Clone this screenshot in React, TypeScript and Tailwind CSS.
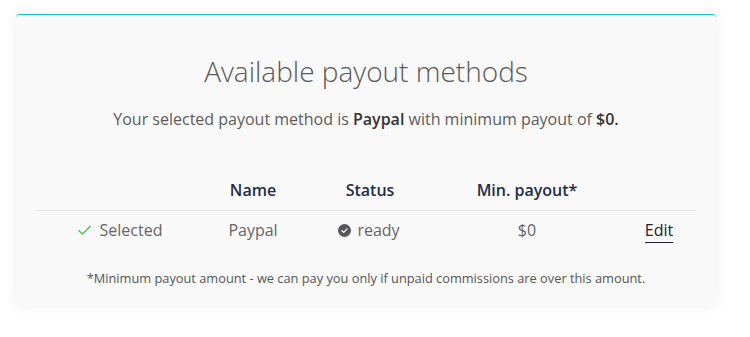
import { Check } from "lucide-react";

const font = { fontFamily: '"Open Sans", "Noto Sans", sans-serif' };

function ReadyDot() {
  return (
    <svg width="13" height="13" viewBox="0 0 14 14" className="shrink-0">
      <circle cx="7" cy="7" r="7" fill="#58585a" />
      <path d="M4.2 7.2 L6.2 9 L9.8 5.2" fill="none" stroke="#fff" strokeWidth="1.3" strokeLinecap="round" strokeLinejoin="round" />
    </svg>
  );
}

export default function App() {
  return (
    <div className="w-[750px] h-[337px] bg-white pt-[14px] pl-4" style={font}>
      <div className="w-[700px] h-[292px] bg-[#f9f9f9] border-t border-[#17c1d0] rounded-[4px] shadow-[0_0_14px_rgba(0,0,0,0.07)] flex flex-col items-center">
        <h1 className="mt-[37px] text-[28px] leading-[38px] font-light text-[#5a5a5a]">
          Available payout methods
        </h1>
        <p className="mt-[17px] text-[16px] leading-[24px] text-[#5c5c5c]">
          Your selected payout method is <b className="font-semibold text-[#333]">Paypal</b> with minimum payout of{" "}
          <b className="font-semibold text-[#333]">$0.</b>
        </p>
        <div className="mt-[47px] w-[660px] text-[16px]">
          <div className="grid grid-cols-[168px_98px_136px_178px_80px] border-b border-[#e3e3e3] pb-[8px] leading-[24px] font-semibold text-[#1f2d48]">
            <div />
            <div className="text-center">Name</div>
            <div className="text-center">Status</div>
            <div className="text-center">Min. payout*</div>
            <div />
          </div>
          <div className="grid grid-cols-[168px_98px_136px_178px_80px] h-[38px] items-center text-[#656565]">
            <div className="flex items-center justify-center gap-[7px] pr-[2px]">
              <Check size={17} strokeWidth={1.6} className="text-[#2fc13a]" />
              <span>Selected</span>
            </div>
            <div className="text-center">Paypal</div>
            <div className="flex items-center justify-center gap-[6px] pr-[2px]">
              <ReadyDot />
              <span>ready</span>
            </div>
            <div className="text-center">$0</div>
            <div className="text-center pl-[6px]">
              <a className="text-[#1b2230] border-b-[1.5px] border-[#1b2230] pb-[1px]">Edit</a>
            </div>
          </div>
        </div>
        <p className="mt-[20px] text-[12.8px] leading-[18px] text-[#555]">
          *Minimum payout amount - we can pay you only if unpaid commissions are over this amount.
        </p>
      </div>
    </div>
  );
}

- Task to complete:
Go through the material above and print all of it exactly, except the pictures.

- Task result:
Clone this screenshot in React, TypeScript and Tailwind CSS.
import { Check } from "lucide-react";

const font = { fontFamily: '"Open Sans", "Noto Sans", sans-serif' };

function ReadyDot() {
  return (
    <svg width="13" height="13" viewBox="0 0 14 14" className="shrink-0">
      <circle cx="7" cy="7" r="7" fill="#58585a" />
      <path d="M4.2 7.2 L6.2 9 L9.8 5.2" fill="none" stroke="#fff" strokeWidth="1.3" strokeLinecap="round" strokeLinejoin="round" />
    </svg>
  );
}

export default function App() {
  return (
    <div className="w-[750px] h-[337px] bg-white pt-[14px] pl-4" style={font}>
      <div className="w-[700px] h-[292px] bg-[#f9f9f9] border-t border-[#17c1d0] rounded-[4px] shadow-[0_0_14px_rgba(0,0,0,0.07)] flex flex-col items-center">
        <h1 className="mt-[37px] text-[28px] leading-[38px] font-light text-[#5a5a5a]">
          Available payout methods
        </h1>
        <p className="mt-[17px] text-[16px] leading-[24px] text-[#5c5c5c]">
          Your selected payout method is <b className="font-semibold text-[#333]">Paypal</b> with minimum payout of{" "}
          <b className="font-semibold text-[#333]">$0.</b>
        </p>
        <div className="mt-[47px] w-[660px] text-[16px]">
          <div className="grid grid-cols-[168px_98px_136px_178px_80px] border-b border-[#e3e3e3] pb-[8px] leading-[24px] font-semibold text-[#1f2d48]">
            <div />
            <div className="text-center">Name</div>
            <div className="text-center">Status</div>
            <div className="text-center">Min. payout*</div>
            <div />
          </div>
          <div className="grid grid-cols-[168px_98px_136px_178px_80px] h-[38px] items-center text-[#656565]">
            <div className="flex items-center justify-center gap-[7px] pr-[2px]">
              <Check size={17} strokeWidth={1.6} className="text-[#2fc13a]" />
              <span>Selected</span>
            </div>
            <div className="text-center">Paypal</div>
            <div className="flex items-center justify-center gap-[6px] pr-[2px]">
              <ReadyDot />
              <span>ready</span>
            </div>
            <div className="text-center">$0</div>
            <div className="text-center pl-[6px]">
              <a className="text-[#1b2230] border-b-[1.5px] border-[#1b2230] pb-[1px]">Edit</a>
            </div>
          </div>
        </div>
        <p className="mt-[20px] text-[12.8px] leading-[18px] text-[#555]">
          *Minimum payout amount - we can pay you only if unpaid commissions are over this amount.
        </p>
      </div>
    </div>
  );
}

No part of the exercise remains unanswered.